The same is true if you think about where we’ve gone in the whole digital world. When I started with computing, I had to learn to write code—ones and zeros and bits and bytes. Now kids would laugh at me for that. They’ve never even heard of that because the computer just takes care of it for you. It gives you the information you need, when you need it, and all you have to do is a little bit of basic configuration. Ultimately, that is where all of this has to go - to the point where it becomes relatively seamless and provides value, and that’s where the economics come in. If you build the smartest piece of software in the history of man and it does something that nobody gives a damn about, you will still go bankrupt because the economics will trump the cool science.
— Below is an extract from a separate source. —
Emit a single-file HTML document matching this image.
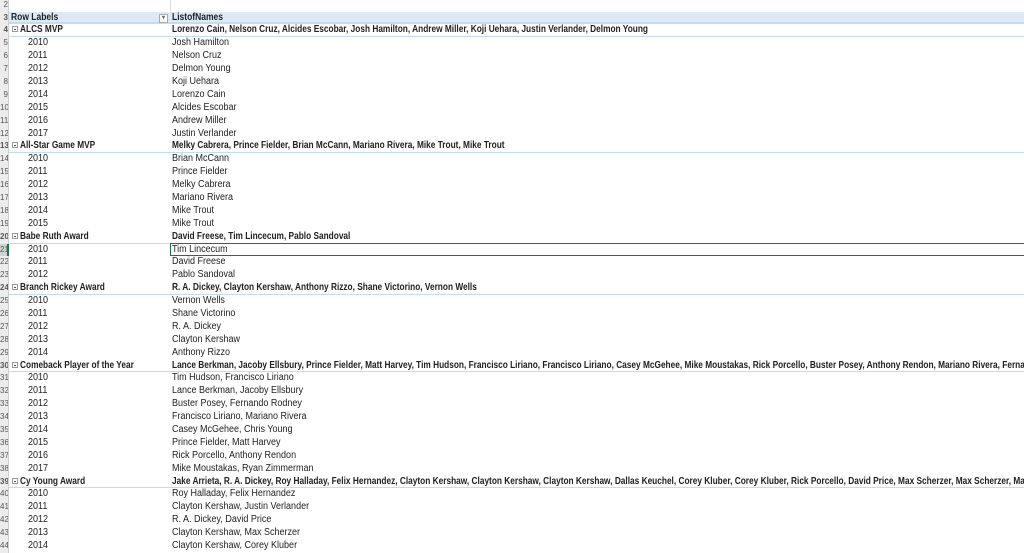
<!DOCTYPE html>
<html><head><meta charset="utf-8"><style>
body{margin:0;width:1024px;height:548px;overflow:hidden;background:#fff;font-family:"Liberation Sans",sans-serif;font-size:10px;color:#222}
#g{position:absolute;top:-1.4px;left:0;width:1024px}
.r{position:relative;height:12.9px;box-sizing:border-box;white-space:nowrap}
.n{position:absolute;left:0;top:0;width:9px;height:12.9px;background:#ececec;border-right:1px solid #cfcfcf;box-sizing:border-box;font-size:8px;color:#555;line-height:12.9px;overflow:hidden;text-align:right}
.a,.b{position:absolute;top:0;line-height:12.9px;}
.a{left:12px}
.b{left:172px}
.t{display:inline-block;transform:scaleX(.9);transform-origin:left}
.gr{font-weight:bold;border-bottom:1px solid #c5dcf0}
.gr .t{transform:scaleX(.83)}
.hd{background:#dde9f6;font-weight:bold;border-bottom:2px solid #c6dbef}
.hd .t{transform:scaleX(.85)}
.y{left:28px}
.ic{display:inline-block;width:6px;height:6px;border:1px solid #999;box-sizing:border-box;margin-right:2px;position:relative;top:0px;background:#fff}
.ic:after{content:"";position:absolute;left:1px;top:2px;width:2px;height:1px;background:#555}
.sel{position:absolute;left:170px;top:242.5px;width:860px;height:13px;border:1.5px solid #217346;box-sizing:border-box}
</style></head><body>
<div id="g">
<div class="r"><div class="n">2</div><div style="position:absolute;left:170px;top:0;width:1px;height:13px;background:#e0e0e0"></div></div>
<div class="r hd"><div class="n">3</div><div class="a" style="left:11px"><span class="t">Row Labels</span></div><div style="position:absolute;left:159px;top:2px;width:9px;height:9px;border:1px solid #aaa;box-sizing:border-box;background:#fff;font-size:6px;line-height:7px;text-align:center;color:#666">▾</div><div class="b"><span class="t">ListofNames</span></div></div>
<div class="r gr"><div class="n">4</div><div class="a"><span class="ic"></span><span class="t">ALCS MVP</span></div><div class="b"><span class="t">Lorenzo Cain, Nelson Cruz, Alcides Escobar, Josh Hamilton, Andrew Miller, Koji Uehara, Justin Verlander, Delmon Young</span></div></div>
<div class="r"><div class="n">5</div><div class="a y"><span class="t">2010</span></div><div class="b"><span class="t">Josh Hamilton</span></div></div>
<div class="r"><div class="n">6</div><div class="a y"><span class="t">2011</span></div><div class="b"><span class="t">Nelson Cruz</span></div></div>
<div class="r"><div class="n">7</div><div class="a y"><span class="t">2012</span></div><div class="b"><span class="t">Delmon Young</span></div></div>
<div class="r"><div class="n">8</div><div class="a y"><span class="t">2013</span></div><div class="b"><span class="t">Koji Uehara</span></div></div>
<div class="r"><div class="n">9</div><div class="a y"><span class="t">2014</span></div><div class="b"><span class="t">Lorenzo Cain</span></div></div>
<div class="r"><div class="n">10</div><div class="a y"><span class="t">2015</span></div><div class="b"><span class="t">Alcides Escobar</span></div></div>
<div class="r"><div class="n">11</div><div class="a y"><span class="t">2016</span></div><div class="b"><span class="t">Andrew Miller</span></div></div>
<div class="r"><div class="n">12</div><div class="a y"><span class="t">2017</span></div><div class="b"><span class="t">Justin Verlander</span></div></div>
<div class="r gr"><div class="n">13</div><div class="a"><span class="ic"></span><span class="t">All-Star Game MVP</span></div><div class="b"><span class="t">Melky Cabrera, Prince Fielder, Brian McCann, Mariano Rivera, Mike Trout, Mike Trout</span></div></div>
<div class="r"><div class="n">14</div><div class="a y"><span class="t">2010</span></div><div class="b"><span class="t">Brian McCann</span></div></div>
<div class="r"><div class="n">15</div><div class="a y"><span class="t">2011</span></div><div class="b"><span class="t">Prince Fielder</span></div></div>
<div class="r"><div class="n">16</div><div class="a y"><span class="t">2012</span></div><div class="b"><span class="t">Melky Cabrera</span></div></div>
<div class="r"><div class="n">17</div><div class="a y"><span class="t">2013</span></div><div class="b"><span class="t">Mariano Rivera</span></div></div>
<div class="r"><div class="n">18</div><div class="a y"><span class="t">2014</span></div><div class="b"><span class="t">Mike Trout</span></div></div>
<div class="r"><div class="n">19</div><div class="a y"><span class="t">2015</span></div><div class="b"><span class="t">Mike Trout</span></div></div>
<div class="r gr"><div class="n">20</div><div class="a"><span class="ic"></span><span class="t">Babe Ruth Award</span></div><div class="b"><span class="t">David Freese, Tim Lincecum, Pablo Sandoval</span></div></div>
<div class="r"><div class="n" style="background:#d2d2d2;border-right:2px solid #217346;color:#217346">21</div><div class="a y"><span class="t">2010</span></div><div class="b"><span class="t">Tim Lincecum</span></div></div>
<div class="r"><div class="n">22</div><div class="a y"><span class="t">2011</span></div><div class="b"><span class="t">David Freese</span></div></div>
<div class="r"><div class="n">23</div><div class="a y"><span class="t">2012</span></div><div class="b"><span class="t">Pablo Sandoval</span></div></div>
<div class="r gr"><div class="n">24</div><div class="a"><span class="ic"></span><span class="t">Branch Rickey Award</span></div><div class="b"><span class="t">R. A. Dickey, Clayton Kershaw, Anthony Rizzo, Shane Victorino, Vernon Wells</span></div></div>
<div class="r"><div class="n">25</div><div class="a y"><span class="t">2010</span></div><div class="b"><span class="t">Vernon Wells</span></div></div>
<div class="r"><div class="n">26</div><div class="a y"><span class="t">2011</span></div><div class="b"><span class="t">Shane Victorino</span></div></div>
<div class="r"><div class="n">27</div><div class="a y"><span class="t">2012</span></div><div class="b"><span class="t">R. A. Dickey</span></div></div>
<div class="r"><div class="n">28</div><div class="a y"><span class="t">2013</span></div><div class="b"><span class="t">Clayton Kershaw</span></div></div>
<div class="r"><div class="n">29</div><div class="a y"><span class="t">2014</span></div><div class="b"><span class="t">Anthony Rizzo</span></div></div>
<div class="r gr"><div class="n">30</div><div class="a"><span class="ic"></span><span class="t">Comeback Player of the Year</span></div><div class="b"><span class="t">Lance Berkman, Jacoby Ellsbury, Prince Fielder, Matt Harvey, Tim Hudson, Francisco Liriano, Francisco Liriano, Casey McGehee, Mike Moustakas, Rick Porcello, Buster Posey, Anthony Rendon, Mariano Rivera, Fernando Rodney</span></div></div>
<div class="r"><div class="n">31</div><div class="a y"><span class="t">2010</span></div><div class="b"><span class="t">Tim Hudson, Francisco Liriano</span></div></div>
<div class="r"><div class="n">32</div><div class="a y"><span class="t">2011</span></div><div class="b"><span class="t">Lance Berkman, Jacoby Ellsbury</span></div></div>
<div class="r"><div class="n">33</div><div class="a y"><span class="t">2012</span></div><div class="b"><span class="t">Buster Posey, Fernando Rodney</span></div></div>
<div class="r"><div class="n">34</div><div class="a y"><span class="t">2013</span></div><div class="b"><span class="t">Francisco Liriano, Mariano Rivera</span></div></div>
<div class="r"><div class="n">35</div><div class="a y"><span class="t">2014</span></div><div class="b"><span class="t">Casey McGehee, Chris Young</span></div></div>
<div class="r"><div class="n">36</div><div class="a y"><span class="t">2015</span></div><div class="b"><span class="t">Prince Fielder, Matt Harvey</span></div></div>
<div class="r"><div class="n">37</div><div class="a y"><span class="t">2016</span></div><div class="b"><span class="t">Rick Porcello, Anthony Rendon</span></div></div>
<div class="r"><div class="n">38</div><div class="a y"><span class="t">2017</span></div><div class="b"><span class="t">Mike Moustakas, Ryan Zimmerman</span></div></div>
<div class="r gr"><div class="n">39</div><div class="a"><span class="ic"></span><span class="t">Cy Young Award</span></div><div class="b"><span class="t">Jake Arrieta, R. A. Dickey, Roy Halladay, Felix Hernandez, Clayton Kershaw, Clayton Kershaw, Clayton Kershaw, Dallas Keuchel, Corey Kluber, Corey Kluber, Rick Porcello, David Price, Max Scherzer, Max Scherzer, Max Scherzer</span></div></div>
<div class="r"><div class="n">40</div><div class="a y"><span class="t">2010</span></div><div class="b"><span class="t">Roy Halladay, Felix Hernandez</span></div></div>
<div class="r"><div class="n">41</div><div class="a y"><span class="t">2011</span></div><div class="b"><span class="t">Clayton Kershaw, Justin Verlander</span></div></div>
<div class="r"><div class="n">42</div><div class="a y"><span class="t">2012</span></div><div class="b"><span class="t">R. A. Dickey, David Price</span></div></div>
<div class="r"><div class="n">43</div><div class="a y"><span class="t">2013</span></div><div class="b"><span class="t">Clayton Kershaw, Max Scherzer</span></div></div>
<div class="r"><div class="n">44</div><div class="a y"><span class="t">2014</span></div><div class="b"><span class="t">Clayton Kershaw, Corey Kluber</span></div></div>
</div>
<div class="sel"></div>
</body></html>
Ultimately it must provide value. Looking for analytics for the grid that actually provide value and not just flash has been my pursuit over the last few months.

You now serve on the board of GRIDiant, one of the young companies you have advised since leaving SCE. Given your observations above regarding the evolving marketplace for big data, what induced you to become a part of this company?

At GRIDiant, you have the one-two punch needed in this space to make a difference. You have people who are incredibly smart with math and computers. All of this that we’ve been talking about relies on really high order math. We’re applying all these techniques for solving very difficult problems in very small amounts of time with massive data pouring in. Therefore, the math tools that underlie all this—the engines if you will—have to be really formidable. But you have to combine that with enough knowledge of how the grid works so that when you’re all done doing the fancy math, what pops up on the screen is stuff that people can use. It comes back and says, here’s your problem and here’s how to fix it, or here’s an opportunity to improve customer reliability for the lowest possible cost, or here’s the smartest thing you can do to get those customers who did have an outage back online as quickly and safely as possible. 

Combining those two is the secret ingredient to this really making a difference. And that’s what I liked about GRIDiant. We have experts in utility operations combined with people who are incredibly bright with math and computing. The firms that prosper, and I think there will be several in this space, will have that same combination: expertise in the industry they’re serving and the math and computer skills.

Lastly, the opportunities of distributive energy necessitate utilities to integrate and manage intermittent renewable energy into the grid. Is it your view that data analytics will contribute to better management of the grid? 

I think they will help manage it at two different levels. When we think about renewables, there are at least two big platforms. First are those sorts of large centralized renewable power plants that replace the coal plants, the nuclear plants, and the gas plants of old. So you go out and put up a couple thousands acres of photovoltaic panels, or you put up a gigantic wind farm as we see in the Tehachapis, and that’s really a central power station, if you will. We’ve got to manage that intermittency, in real time, between that and all of the other power stations. 

In addition, in not only California but around the world, in Germany for instance, we’re seeing renewable power come down to the neighborhood and the individual home. I’m thinking of rooftop solar, which is really exploding around the world. When you think about putting what are essentially power plants on people’s roofs, you’ve got a real challenge in operating the distribution grid because the grid—which was, for the most part, built for soldiers coming home from World War II into the new suburban developments that sprung up—was meant for a very specific, one-way function: power came to your house, it was metered, you consumed it. That was it. 

So now there is the notion of having a much more interactive two-way grid where you’re a participant in energy management, where you make choices about your consumption based on information given, that this is not a good time to turn on that pool pump because the system is short right now. Combined with the fact that you produce power and send it back on the same wires that sent the power to your house in the first place, making all of that synchronize so that the grid doesn’t fail and customers are able to make those choices without a reliability impact becomes a formidable challenge. It’s one that, frankly, we couldn’t have taken on even ten years ago without the smarter tools developed in that time—the computing, the Embedded Network Sensing, the analytics. These are the keys to an entirely new energy future that, when I started in the business 40 years ago, I never in my wildest dreams could have predicted. It would have been as fanciful as believing that we’d all be in flying cars, but here we are. We’re on the cusp of it.